Sunday, June 21, 2009

Why I Don't Think The Iranian Revolution Will Stop Any Time Soon

When you look back on Iran's history, you see a pattern.

Iran as we know it emerged in the 1500s as a shi'a nation under the Safavid dynasty. It was pretty much stable (with a few Afghan problems) until the late 1700s under the Qajar dynasty.

From the late 1700s to the early 1900s, Iran got caught up with border wars with Russia and later on became a pawn in Russian vs. British interests in the Middle East (aka the Great Game), which weakened the regime. So for all that whittling away at a once-great Persian empire, the Iranians could blame the Russians and the British.

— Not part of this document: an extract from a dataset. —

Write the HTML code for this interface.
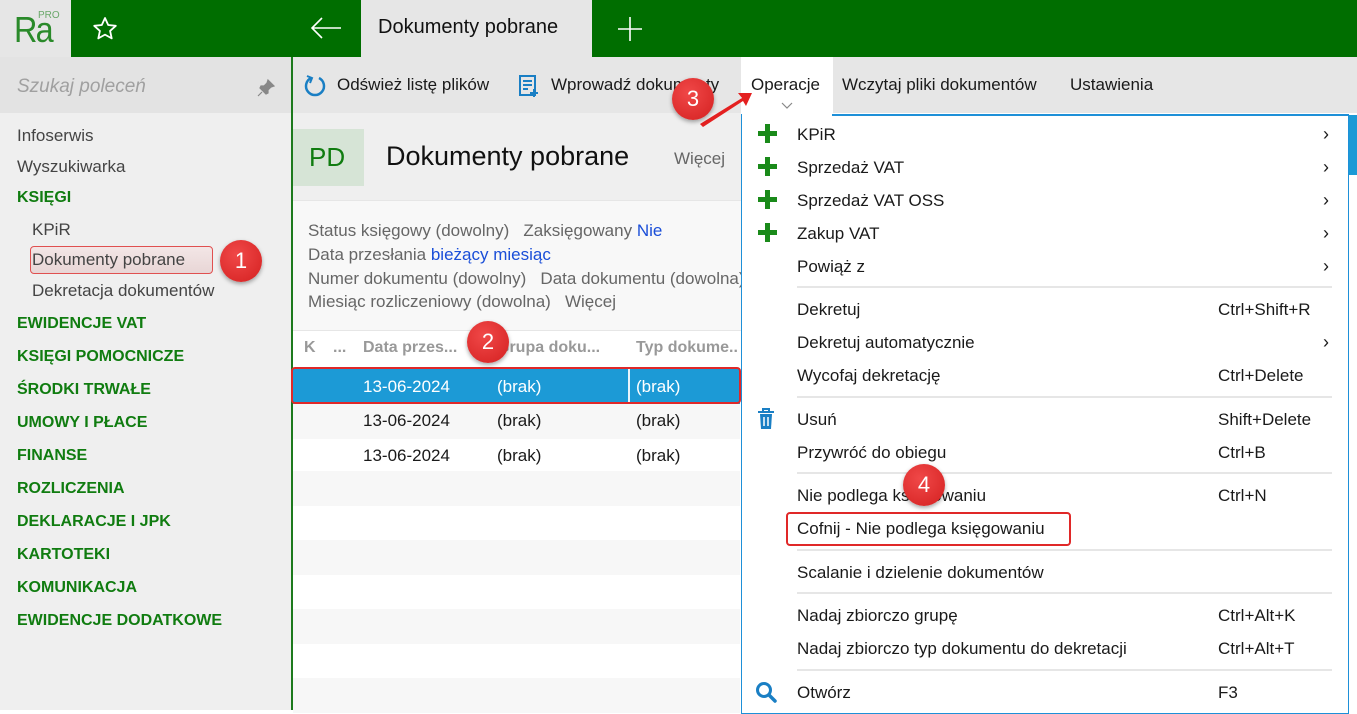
<!DOCTYPE html>
<html><head><meta charset="utf-8"><style>
*{margin:0;padding:0;box-sizing:border-box}
body{width:1357px;height:710px;position:relative;overflow:hidden;font-family:"Liberation Sans",sans-serif;font-size:17px;color:#1a1a1a;background:#fff}
.a{position:absolute;white-space:nowrap}
.g{color:#107c10;font-weight:bold;font-size:16px}
.mi{position:absolute;left:797px;white-space:nowrap}
.sc{position:absolute;left:1218px;white-space:nowrap}
.ch{position:absolute;left:1323px;font-size:18px}
.sep{position:absolute;left:797px;width:535px;height:2px;background:#e6e6e6}
.plus{position:absolute;left:758px;width:19px;height:19px}
.plus:before{content:"";position:absolute;left:7px;top:0;width:5px;height:19px;background:#1a8a1a}
.plus:after{content:"";position:absolute;left:0;top:7px;width:19px;height:5px;background:#1a8a1a}
.badge{position:absolute;width:42px;height:42px;border-radius:50%;background:radial-gradient(circle at 40% 35%,#f04848,#d42020);color:#fff;font-size:22px;text-align:center;line-height:42px;box-shadow:0 2px 4px rgba(0,0,0,.35)}
.row{position:absolute;left:293px;width:447px;height:35px}
.fl{color:#666}
</style></head><body>
<div class="a" style="left:0;top:0;width:71px;height:57px;background:#e6e6e6"></div>
<div class="a" style="left:14px;top:9px;font-size:36px;color:#2a8a2a;letter-spacing:-2px;transform:scaleX(.9);transform-origin:left">Ra</div>
<div class="a" style="left:38px;top:10px;font-size:10px;color:#6aa86a">PRO</div>
<div class="a" style="left:71px;top:0;width:1286px;height:57px;background:#006e00"></div>
<svg class="a" style="left:92px;top:16px" width="26" height="26" viewBox="0 0 26 26"><path d="M13 2l3.2 7 7.6.8-5.7 5.1 1.6 7.5L13 18.6 6.3 22.4l1.6-7.5L2.2 9.8l7.6-.8z" fill="none" stroke="#fff" stroke-width="1.8" stroke-linejoin="round"/></svg>
<svg class="a" style="left:309px;top:15px" width="34" height="26" viewBox="0 0 34 26"><path d="M32 13H3M13 3L3 13l10 10" fill="none" stroke="#fff" stroke-width="1.6"/></svg>
<div class="a" style="left:361px;top:0;width:231px;height:57px;background:#e6e6e6"></div>
<div class="a" style="left:378px;top:16px;font-size:20px;color:#111">Dokumenty pobrane</div>
<svg class="a" style="left:617px;top:16px" width="26" height="26"><path d="M13 1v24M1 13h24" stroke="#fff" stroke-width="1.6"/></svg>
<div class="a" style="left:0;top:57px;width:291px;height:653px;background:#efefef"></div>
<div class="a" style="left:0;top:57px;width:291px;height:56px;background:#e3e3e3"></div>
<div class="a" style="left:17px;top:76px;font-size:19px;color:#a0a0a0;font-style:italic">Szukaj poleceń</div>
<svg class="a" style="left:256px;top:78px" width="20" height="20" viewBox="0 0 20 20"><path d="M12 2l6 6-3 1-3 3 0 3-2 1-6-6 1-2 3 0 3-3z M6 14l-4 4" fill="#888" stroke="#888" stroke-width="1.2"/></svg>
<div class="a" style="left:291px;top:57px;width:2px;height:653px;background:#1d7a1d"></div>
<div class="a" style="left:17px;top:126px;color:#444">Infoserwis</div>
<div class="a" style="left:17px;top:157px;color:#444">Wyszukiwarka</div>
<div class="a g" style="left:17px;top:189px">KSIĘGI</div>
<div class="a" style="left:32px;top:220px;color:#444">KPiR</div>
<div class="a" style="left:30px;top:246px;width:183px;height:28px;border:1.5px solid #e05050;border-radius:4px;background:linear-gradient(#f3e6e6,#e8d6d6)"></div>
<div class="a" style="left:32px;top:250px;color:#444">Dokumenty pobrane</div>
<div class="a" style="left:32px;top:281px;color:#444">Dekretacja dokumentów</div>
<div class="badge" style="left:220px;top:240px">1</div>
<div class="a g" style="left:17px;top:315px">EWIDENCJE VAT</div>
<div class="a g" style="left:17px;top:348px">KSIĘGI POMOCNICZE</div>
<div class="a g" style="left:17px;top:381px">ŚRODKI TRWAŁE</div>
<div class="a g" style="left:17px;top:414px">UMOWY I PŁACE</div>
<div class="a g" style="left:17px;top:447px">FINANSE</div>
<div class="a g" style="left:17px;top:480px">ROZLICZENIA</div>
<div class="a g" style="left:17px;top:513px">DEKLARACJE I JPK</div>
<div class="a g" style="left:17px;top:546px">KARTOTEKI</div>
<div class="a g" style="left:17px;top:579px">KOMUNIKACJA</div>
<div class="a g" style="left:17px;top:612px">EWIDENCJE DODATKOWE</div>
<div class="a" style="left:293px;top:57px;width:1064px;height:56px;background:#e6e6e6"></div>
<svg class="a" style="left:303px;top:74px" width="24" height="24" viewBox="0 0 24 24"><path d="M8 4A9 9 0 1 0 16 4" fill="none" stroke="#1a7fc4" stroke-width="2.5"/><path d="M4 2l5 2-2 5" fill="none" stroke="#1a7fc4" stroke-width="2"/></svg>
<div class="a" style="left:337px;top:75px">Odśwież listę plików</div>
<svg class="a" style="left:517px;top:74px" width="24" height="24" viewBox="0 0 24 24"><rect x="3" y="2" width="15" height="19" fill="none" stroke="#1a7fc4" stroke-width="2"/><path d="M6 7h9M6 11h9M6 15h5M17 15v8M13 19h8" stroke="#1a7fc4" stroke-width="2"/></svg>
<div class="a" style="left:551px;top:75px">Wprowadź dokumenty</div>
<div class="a" style="left:741px;top:57px;width:92px;height:58px;background:#fff"></div>
<div class="a" style="left:751px;top:75px">Operacje</div>
<svg class="a" style="left:781px;top:102px" width="12" height="8"><path d="M1 1l5 5 5-5" fill="none" stroke="#888" stroke-width="1.2"/></svg>
<div class="a" style="left:842px;top:75px">Wczytaj pliki dokumentów</div>
<div class="a" style="left:1070px;top:75px">Ustawienia</div>
<div class="a" style="left:293px;top:113px;width:448px;height:87px;background:#efefef"></div>
<div class="a" style="left:293px;top:129px;width:71px;height:57px;background:#d6e4d6"></div>
<div class="a" style="left:309px;top:142px;font-size:26px;color:#107c10">PD</div>
<div class="a" style="left:386px;top:141px;font-size:27px;color:#111">Dokumenty pobrane</div>
<div class="a" style="left:674px;top:149px;color:#666">Więcej</div>
<div class="a" style="left:293px;top:200px;width:448px;height:130px;background:#f8f8f8;border-top:1px solid #e6e6e6"></div>
<div class="a fl" style="left:308px;top:221px">Status księgowy (dowolny) &nbsp; Zaksięgowany <span style="color:#1a4ed8">Nie</span></div>
<div class="a fl" style="left:308px;top:245px">Data przesłania <span style="color:#1a4ed8">bieżący miesiąc</span></div>
<div class="a fl" style="left:308px;top:269px">Numer dokumentu (dowolny) &nbsp;&nbsp;Data dokumentu (dowolna)</div>
<div class="a fl" style="left:308px;top:292px">Miesiąc rozliczeniowy (dowolna) &nbsp;&nbsp;Więcej</div>
<div class="a" style="left:293px;top:330px;width:448px;height:380px;background:#fff;border-top:1px solid #e6e6e6"></div>
<div class="a" style="left:304px;top:339px;color:#999;font-weight:bold;font-size:16px">K</div>
<div class="a" style="left:333px;top:339px;color:#999;font-weight:bold;font-size:16px">...</div>
<div class="a" style="left:363px;top:339px;color:#999;font-weight:bold;font-size:16px">Data przes...</div>
<div class="a" style="left:497px;top:339px;color:#999;font-weight:bold;font-size:16px">Grupa doku...</div>
<div class="a" style="left:636px;top:339px;color:#999;font-weight:bold;font-size:16px">Typ dokume..</div>
<div class="row" style="top:369px;background:#1c9ad6"></div>
<div class="a" style="left:628px;top:369px;width:2px;height:34px;background:#e8f4fb"></div>
<div class="a" style="left:291px;top:367px;width:450px;height:37px;border:2px solid #e02828;border-radius:4px"></div>
<div class="a" style="left:363px;top:377px;color:#fff">13-06-2024</div>
<div class="a" style="left:497px;top:377px;color:#fff">(brak)</div>
<div class="a" style="left:636px;top:377px;color:#fff">(brak)</div>
<div class="row" style="top:404px;background:#f7f7f7"></div>
<div class="a" style="left:363px;top:411px">13-06-2024</div><div class="a" style="left:497px;top:411px">(brak)</div><div class="a" style="left:636px;top:411px">(brak)</div>
<div class="a" style="left:363px;top:446px">13-06-2024</div><div class="a" style="left:497px;top:446px">(brak)</div><div class="a" style="left:636px;top:446px">(brak)</div>
<div class="row" style="top:471px;background:#f7f7f7"></div>
<div class="row" style="top:540px;background:#f7f7f7"></div>
<div class="row" style="top:609px;background:#f7f7f7"></div>
<div class="row" style="top:678px;background:#f7f7f7"></div>
<div class="badge" style="left:467px;top:321px">2</div>
<div class="a" style="left:1348px;top:115px;width:9px;height:60px;background:#1c9ad6"></div>
<div class="a" style="left:741px;top:114px;width:608px;height:600px;background:#fff;border:1px solid #1e90d8;border-top:2px solid #1e90d8"></div>
<div class="a" style="left:742px;top:113px;width:90px;height:3px;background:#fff"></div>
<div class="plus" style="top:124px"></div><div class="mi" style="top:125px">KPiR</div><div class="ch" style="top:124px">›</div>
<div class="plus" style="top:157px"></div><div class="mi" style="top:158px">Sprzedaż VAT</div><div class="ch" style="top:157px">›</div>
<div class="plus" style="top:190px"></div><div class="mi" style="top:191px">Sprzedaż VAT OSS</div><div class="ch" style="top:190px">›</div>
<div class="plus" style="top:223px"></div><div class="mi" style="top:224px">Zakup VAT</div><div class="ch" style="top:223px">›</div>
<div class="mi" style="top:257px">Powiąż z</div><div class="ch" style="top:256px">›</div>
<div class="sep" style="top:286px"></div>
<div class="mi" style="top:300px">Dekretuj</div><div class="sc" style="top:300px">Ctrl+Shift+R</div>
<div class="mi" style="top:333px">Dekretuj automatycznie</div><div class="ch" style="top:332px">›</div>
<div class="mi" style="top:366px">Wycofaj dekretację</div><div class="sc" style="top:366px">Ctrl+Delete</div>
<div class="sep" style="top:396px"></div>
<svg class="a" style="left:757px;top:408px" width="18" height="22" viewBox="0 0 18 22"><path d="M1 4h16M6 4V1h6v3" stroke="#1a7fc4" stroke-width="2" fill="none"/><path d="M3 6h12l-1 15H4z" fill="#1a7fc4"/><path d="M7 9v9M11 9v9" stroke="#fff" stroke-width="1.5"/></svg>
<div class="mi" style="top:410px">Usuń</div><div class="sc" style="top:410px">Shift+Delete</div>
<div class="mi" style="top:443px">Przywróć do obiegu</div><div class="sc" style="top:443px">Ctrl+B</div>
<div class="sep" style="top:472px"></div>
<div class="mi" style="top:486px">Nie podlega księgowaniu</div><div class="sc" style="top:486px">Ctrl+N</div>
<div class="a" style="left:786px;top:512px;width:285px;height:34px;border:2px solid #e02828;border-radius:4px"></div>
<div class="mi" style="top:519px">Cofnij - Nie podlega księgowaniu</div>
<div class="badge" style="left:903px;top:464px">4</div>
<div class="sep" style="top:549px"></div>
<div class="mi" style="top:563px">Scalanie i dzielenie dokumentów</div>
<div class="sep" style="top:592px"></div>
<div class="mi" style="top:606px">Nadaj zbiorczo grupę</div><div class="sc" style="top:606px">Ctrl+Alt+K</div>
<div class="mi" style="top:639px">Nadaj zbiorczo typ dokumentu do dekretacji</div><div class="sc" style="top:639px">Ctrl+Alt+T</div>
<div class="sep" style="top:669px"></div>
<svg class="a" style="left:755px;top:681px" width="22" height="22" viewBox="0 0 22 22"><circle cx="9" cy="9" r="6.5" fill="none" stroke="#1a7fc4" stroke-width="3"/><path d="M14 14l6 6" stroke="#1a7fc4" stroke-width="3.5" stroke-linecap="round"/></svg>
<div class="mi" style="top:683px">Otwórz</div><div class="sc" style="top:683px">F3</div>
<svg class="a" style="left:690px;top:84px" width="70" height="45" viewBox="0 0 70 45"><path d="M10 40L52 14l-4-5 14 0-6 13-3-5L13 43z" fill="#e42020"/></svg>
<div class="badge" style="left:672px;top:78px">3</div>
</body></html>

From the early 1900s - say, 1925 - the Qajar dynasty ended and the first Shah propped himself up. Unfortunately, World War II made Iran a major pipeline for the British and Soviets, and with that Shah's pro-German leanings, the Allies invaded in 1941 and installed the Shah's son (Reza Pahlavi) as a puppet. So again, the Iranians could blame the Russians and the Brits.

In 1953, a popularly elected prime minister Mossadegh was nationalizing the oil industry. The Brits encouraged the United States to depose the prime minister, which they did. This led to Pahlavi becoming a dictator, crushing political opposition for 25 years. So for that, the Iranians could now blame the Americans.

In 1978-79, the Ayatollah Khomenei led an uprising against the Shah, driving him out into the protection of his American patrons. One hostage situation later, a lot of bad blood builds up and remains there between the U.S. and Iran. Iranians could still blame the Americans for that.

In 1980, Saddam Hussien figures he could smash and grab Iranian territories to expand his rule and greater access to Gulf seaports. So he goes to war against Iran, 8 bloody years of it, even with Saddam using chemical weapons. Iranians could now add Saddam to the list of blame.

From the 1990s to 2005, Iran was able to focus on internal matters and improving their economy. On foreign matters, they had to deal with Saddam to their West and the Taliban to their East, with Russia and their breakaway Islamic states to the North. Times are hectic, but slowly reforms are being made, and quiet attempts at reconciliation with the West being made. But Sept. 11, 2001 happens, and in 2002 Bush comes out with his "Axis of Evil" speech putting Iran on the spot. Getting bunched together with Iraq (whom they hate) and North Korea (with whom they really didn't do a lot of business) doesn't do the moderates in Iran's government any favors. Equally harsh is that the United States stops their dealings with Iran, even after the successful team-up they made driving the Taliban out of Afghanistan. Slipping prestige and a hard-line reaction to Bush's bullying by the governing mullahs prevent moderates from running for elections in 2005 (either the moderates failed to get permission to run, or they refused to out of frustration). When a hard-line crazy guy Ahmadinejad became President, Iranians suffer under his poor rule (corruption, global embarrassment, etc.). However complex the whole mess is, Iranians could seriously blame Bush and his neocon cronys for inflaming the situation.

Now, it's 2009. Ayatollah Khamenei basically calls a questionable election result too early and too eagerly for Ahmadinejad. Even though enough Iranians know among themselves there's no way Ahmad could have won all those provinces so handily, even with widespread reports of ballot box tampering and fraud. Now acting like a bullying teenager caught in a weak lie, Khamenei is threatening violence on anyone who dares question him, and starts acting in a very Shah-like manner with violent arrests, use of acid sprays, the works. Thing is, for all of Khamenei's rhetoric against the Brits, and the Americans, and Zionists and 'foreign interlopers', the Iranian people know that's not really true. There's no evidence the Brits or the Russians or the Americans tampered with the election. It wasn't BBC or Fox News rushing to proclaim Ahmadinejad the winner "by divine will" inside of an hour after the polls closed. This time, the Iranians have no one to blame but their own leaders. And that's why I think the protests are going to continue, because Khamenei is now the target of blame. The violence will get worse, which is the pity of it all, but it's not gonna stop until he's gone.